Friday, February 17, 2012

The noise channels at play

Sam Smith - One thing that Fox News and MSNBC have in common is that their hosts like to shout. Where the idea developed that viewers wanted the tranquility of their living rooms rent asunder by the screams of Bill O'Reilly or Rachel Maddow  has never been revealed. Certainly the limited viewership of these channels suggest a different approach might be more helpful.

In any case, contrary to the common assumption, neither are news channels. They're noise channels, a sort of political version of Pandora, where you can get your favorite cliches pouring into your ears hour after hour.

Thus it didn't really surprise me that each channel fired someone who - while often miles from my political views - at least presented an alternative in a sincere and reasoned manner, unlike, say, the current crop of GOP presidential candidates who often  mean the same thing but hide it through verbal machination.

Where else would you find the core of  some of the GOP philosophy better expressed than in this excerpt from Buchanan's news book?
 For what is a nation?
Is it not a people of a common ancestry, culture, and language who worship the same God, revere the same heroes, cherish the same history, celebrate the same holidays, share the same music, poetry, art, literature, held together, in Lincoln’s words, by “bonds of affection ... mystic chords of memory, stretching from every battle-field, and patriot grave, to every living heart and hearth-stone”?
If that is what a nation is, can we truly say America is still a nation?
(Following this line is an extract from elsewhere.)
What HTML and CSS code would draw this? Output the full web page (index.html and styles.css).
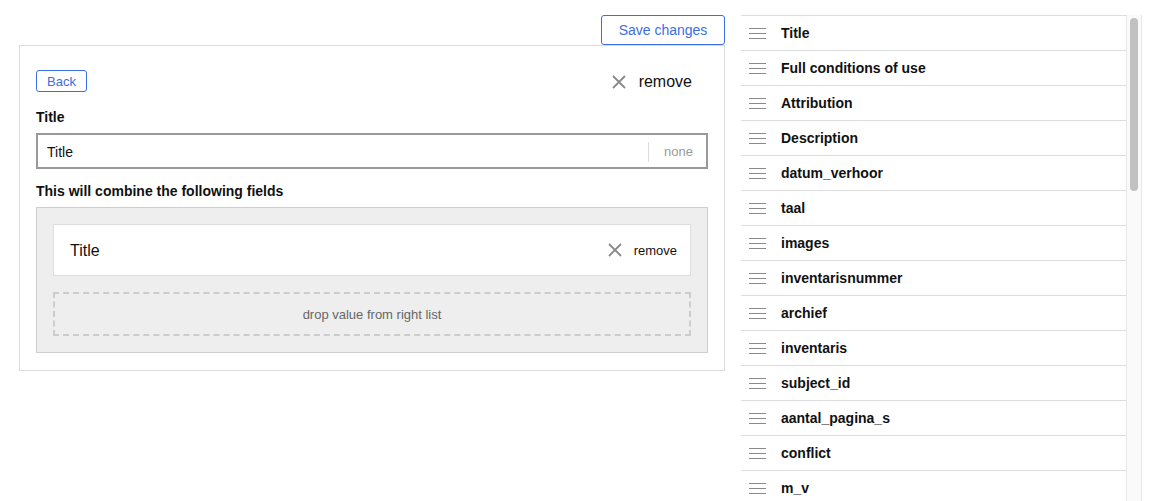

The European and Christian core of our country is shrinking. The birth rate of our native born has been below replacement level for decades. By 2020, deaths among white Americans will exceed births, while mass immigration is altering forever the face of America.
I would, of course, much prefer that Buchanan didn't think that way, but it is far better that it be laid on the table clearly than deceitfully manipulated by the likes of Rick Santorum, Newt Gingrich or Mitt Romney.

Further, I think of listening to Buchanan  as a form of batting practice. How would you knock his argument out of the park? You can't even hit one of Romney's balls because they don't really exist.

Besides, more than a little of Buchanan's anti-imperialism and Andrew Napolitano's civil liberties views make sense.


That isn't the way they think at MSNBC, however. As one press account put it,
"MSNBC President Phil Griffin said last month that he didn't think Buchanan's book 'should be part of the national dialogue, much less part of the dialogue on MSNBC.'"
 

In getting rid of these two clear - albeit frequently wrong - voices, we not improving the dialogue at all. We're simply making it easier to keep the true debate hidden in verbal code and, once again, using noise as a substitute for argument.